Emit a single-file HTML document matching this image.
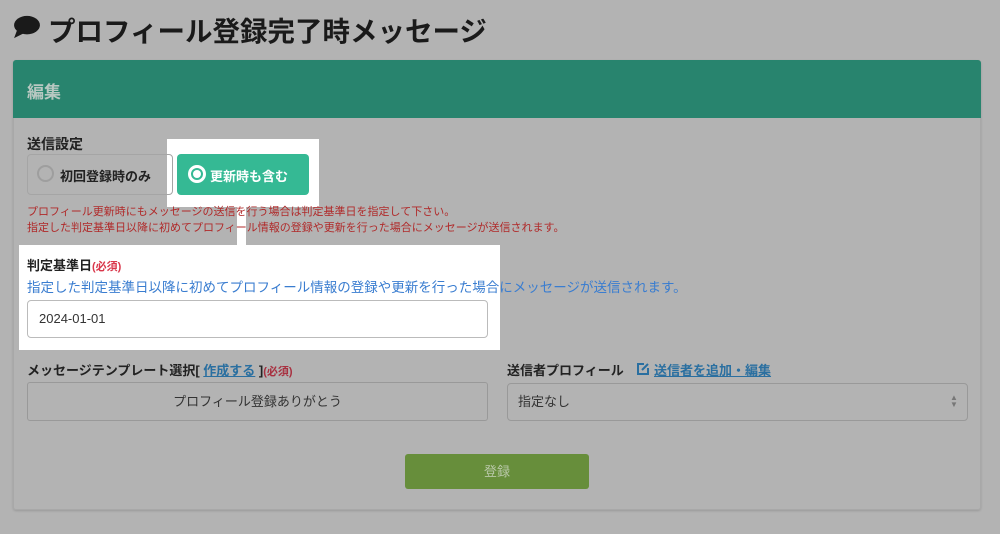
<!DOCTYPE html>
<html><head><meta charset="utf-8"><style>
body{margin:0;width:1000px;height:534px;background:#b3b3b3;font-family:"Liberation Sans","Noto Sans CJK JP",sans-serif;position:relative;overflow:hidden;color:#222}
.a{position:absolute;white-space:nowrap}
</style></head><body>
<svg class="a" style="left:13px;top:15px" width="28" height="24" viewBox="0 0 30 26"><ellipse cx="15" cy="11" rx="14" ry="10" fill="#1a1a1a"/><path d="M4 17 L1 25 L11 20Z" fill="#1a1a1a"/></svg>
<div class="a" style="left:48px;top:9px;font-size:27.5px;font-weight:bold;color:#1a1a1a">プロフィール登録完了時メッセージ</div>
<div class="a" style="left:13px;top:60px;width:968px;height:450px;border:1px solid #a8a8a8;border-radius:3px;box-sizing:border-box;box-shadow:0 1px 2px rgba(0,0,0,.15)"></div>
<div class="a" style="left:13px;top:60px;width:968px;height:58px;background:#28846e;border-radius:3px 3px 0 0"></div>
<div class="a" style="left:27px;top:78px;font-size:17px;font-weight:bold;color:#b8c8c2">編集</div>
<div class="a" style="left:27px;top:134px;font-size:14px;font-weight:bold">送信設定</div>
<div class="a" style="left:167px;top:139px;width:152px;height:68px;background:#fff"></div>
<div class="a" style="left:237px;top:200px;width:9px;height:50px;background:#fff"></div>
<div class="a" style="left:27px;top:154px;width:146px;height:41px;border:1px solid #a5a5a5;border-radius:4px;box-sizing:border-box"></div>
<div class="a" style="left:37px;top:165px;width:17px;height:17px;border:2px solid #9e9e9e;border-radius:50%;box-sizing:border-box"></div>
<div class="a" style="left:60px;top:166px;font-size:13px;font-weight:bold">初回登録時のみ</div>
<div class="a" style="left:177px;top:154px;width:132px;height:41px;background:#35b994;border-radius:4px"></div>
<div class="a" style="left:188px;top:165px;width:18px;height:18px;border:3px solid #fff;border-radius:50%;box-sizing:border-box"></div>
<div class="a" style="left:193px;top:170px;width:8px;height:8px;background:#fff;border-radius:50%"></div>
<div class="a" style="left:210px;top:166px;font-size:13px;font-weight:bold;color:#fff">更新時も含む</div>
<div class="a" style="left:27px;top:203px;font-size:11px;color:#b02a2a">プロフィール更新時にもメッセージの送信を行う場合は判定基準日を指定して下さい。</div>
<div class="a" style="left:27px;top:219px;font-size:11px;color:#b02a2a">指定した判定基準日以降に初めてプロフィール情報の登録や更新を行った場合にメッセージが送信されます。</div>
<div class="a" style="left:19px;top:245px;width:481px;height:105px;background:#fff"></div>
<div class="a" style="left:27px;top:255px;font-size:13px;font-weight:bold">判定基準日<span style="font-size:11px;color:#d9364a">(必須)</span></div>
<div class="a" style="left:27px;top:276px;font-size:13.5px;color:#3a7dd0">指定した判定基準日以降に初めてプロフィール情報の登録や更新を行った場合にメッセージが送信されます。</div>
<div class="a" style="left:27px;top:300px;width:461px;height:38px;border:1px solid #bbb;border-radius:4px;box-sizing:border-box;padding:10px 11px;font-size:13px;color:#333">2024-01-01</div>
<div class="a" style="left:27px;top:360px;font-size:13px;font-weight:bold">メッセージテンプレート選択[ <span style="color:#2a6fa0;text-decoration:underline">作成する</span> ]<span style="font-size:11px;color:#a83040">(必須)</span></div>
<div class="a" style="left:27px;top:382px;width:461px;height:39px;border:1px solid #999;border-radius:3px;box-sizing:border-box;text-align:center;line-height:37px;font-size:13px;color:#333">プロフィール登録ありがとう</div>
<div class="a" style="left:507px;top:360px;font-size:13px;font-weight:bold">送信者プロフィール</div>
<svg class="a" style="left:636px;top:362px" width="14" height="14" viewBox="0 0 14 14"><path d="M8 2H2v10h10V6" fill="none" stroke="#2a6fa0" stroke-width="2"/><path d="M6 8l6-6" stroke="#2a6fa0" stroke-width="2"/></svg>
<div class="a" style="left:654px;top:360px;font-size:13px;font-weight:bold;color:#2a6fa0;text-decoration:underline">送信者を追加・編集</div>
<div class="a" style="left:507px;top:383px;width:461px;height:38px;border:1px solid #999;border-radius:4px;box-sizing:border-box;padding:0 10px;line-height:36px;font-size:13px;color:#333">指定なし</div>
<div class="a" style="left:950px;top:394px;font-size:8px;line-height:7px;color:#777">▲<br>▼</div>
<div class="a" style="left:405px;top:454px;width:184px;height:35px;background:#678e3b;border-radius:3px;text-align:center;line-height:35px;font-size:13px;color:#b9c8a8">登録</div>
</body></html>
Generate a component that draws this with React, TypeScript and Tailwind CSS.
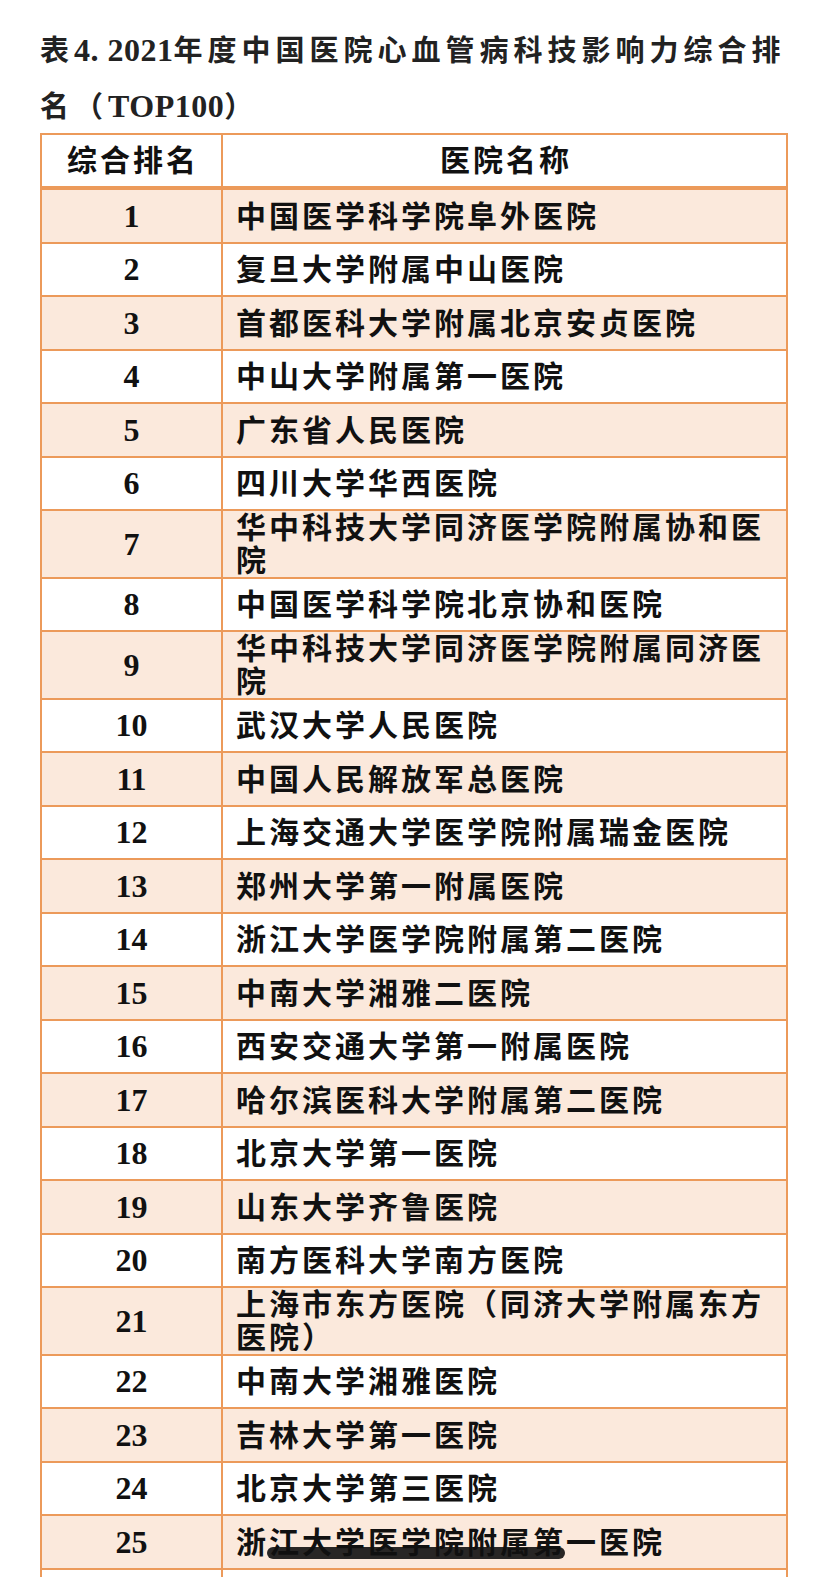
▬▬▬▬▬▬▬▬▬▬
Problem to work on
Print all of the records shown above exactly, leaving out each picture.

Result of the task
Emit a single-file HTML document matching this image.
<!DOCTYPE html>
<html><head><meta charset="utf-8"><style>
body{margin:0;width:1000px;height:534px;background:#b3b3b3;font-family:"Liberation Sans","Noto Sans CJK JP",sans-serif;position:relative;overflow:hidden;color:#222}
.a{position:absolute;white-space:nowrap}
</style></head><body>
<svg class="a" style="left:13px;top:15px" width="28" height="24" viewBox="0 0 30 26"><ellipse cx="15" cy="11" rx="14" ry="10" fill="#1a1a1a"/><path d="M4 17 L1 25 L11 20Z" fill="#1a1a1a"/></svg>
<div class="a" style="left:48px;top:9px;font-size:27.5px;font-weight:bold;color:#1a1a1a">プロフィール登録完了時メッセージ</div>
<div class="a" style="left:13px;top:60px;width:968px;height:450px;border:1px solid #a8a8a8;border-radius:3px;box-sizing:border-box;box-shadow:0 1px 2px rgba(0,0,0,.15)"></div>
<div class="a" style="left:13px;top:60px;width:968px;height:58px;background:#28846e;border-radius:3px 3px 0 0"></div>
<div class="a" style="left:27px;top:78px;font-size:17px;font-weight:bold;color:#b8c8c2">編集</div>
<div class="a" style="left:27px;top:134px;font-size:14px;font-weight:bold">送信設定</div>
<div class="a" style="left:167px;top:139px;width:152px;height:68px;background:#fff"></div>
<div class="a" style="left:237px;top:200px;width:9px;height:50px;background:#fff"></div>
<div class="a" style="left:27px;top:154px;width:146px;height:41px;border:1px solid #a5a5a5;border-radius:4px;box-sizing:border-box"></div>
<div class="a" style="left:37px;top:165px;width:17px;height:17px;border:2px solid #9e9e9e;border-radius:50%;box-sizing:border-box"></div>
<div class="a" style="left:60px;top:166px;font-size:13px;font-weight:bold">初回登録時のみ</div>
<div class="a" style="left:177px;top:154px;width:132px;height:41px;background:#35b994;border-radius:4px"></div>
<div class="a" style="left:188px;top:165px;width:18px;height:18px;border:3px solid #fff;border-radius:50%;box-sizing:border-box"></div>
<div class="a" style="left:193px;top:170px;width:8px;height:8px;background:#fff;border-radius:50%"></div>
<div class="a" style="left:210px;top:166px;font-size:13px;font-weight:bold;color:#fff">更新時も含む</div>
<div class="a" style="left:27px;top:203px;font-size:11px;color:#b02a2a">プロフィール更新時にもメッセージの送信を行う場合は判定基準日を指定して下さい。</div>
<div class="a" style="left:27px;top:219px;font-size:11px;color:#b02a2a">指定した判定基準日以降に初めてプロフィール情報の登録や更新を行った場合にメッセージが送信されます。</div>
<div class="a" style="left:19px;top:245px;width:481px;height:105px;background:#fff"></div>
<div class="a" style="left:27px;top:255px;font-size:13px;font-weight:bold">判定基準日<span style="font-size:11px;color:#d9364a">(必須)</span></div>
<div class="a" style="left:27px;top:276px;font-size:13.5px;color:#3a7dd0">指定した判定基準日以降に初めてプロフィール情報の登録や更新を行った場合にメッセージが送信されます。</div>
<div class="a" style="left:27px;top:300px;width:461px;height:38px;border:1px solid #bbb;border-radius:4px;box-sizing:border-box;padding:10px 11px;font-size:13px;color:#333">2024-01-01</div>
<div class="a" style="left:27px;top:360px;font-size:13px;font-weight:bold">メッセージテンプレート選択[ <span style="color:#2a6fa0;text-decoration:underline">作成する</span> ]<span style="font-size:11px;color:#a83040">(必須)</span></div>
<div class="a" style="left:27px;top:382px;width:461px;height:39px;border:1px solid #999;border-radius:3px;box-sizing:border-box;text-align:center;line-height:37px;font-size:13px;color:#333">プロフィール登録ありがとう</div>
<div class="a" style="left:507px;top:360px;font-size:13px;font-weight:bold">送信者プロフィール</div>
<svg class="a" style="left:636px;top:362px" width="14" height="14" viewBox="0 0 14 14"><path d="M8 2H2v10h10V6" fill="none" stroke="#2a6fa0" stroke-width="2"/><path d="M6 8l6-6" stroke="#2a6fa0" stroke-width="2"/></svg>
<div class="a" style="left:654px;top:360px;font-size:13px;font-weight:bold;color:#2a6fa0;text-decoration:underline">送信者を追加・編集</div>
<div class="a" style="left:507px;top:383px;width:461px;height:38px;border:1px solid #999;border-radius:4px;box-sizing:border-box;padding:0 10px;line-height:36px;font-size:13px;color:#333">指定なし</div>
<div class="a" style="left:950px;top:394px;font-size:8px;line-height:7px;color:#777">▲<br>▼</div>
<div class="a" style="left:405px;top:454px;width:184px;height:35px;background:#678e3b;border-radius:3px;text-align:center;line-height:35px;font-size:13px;color:#b9c8a8">登録</div>
</body></html>
Generate a component that draws this with React, TypeScript and Tailwind CSS.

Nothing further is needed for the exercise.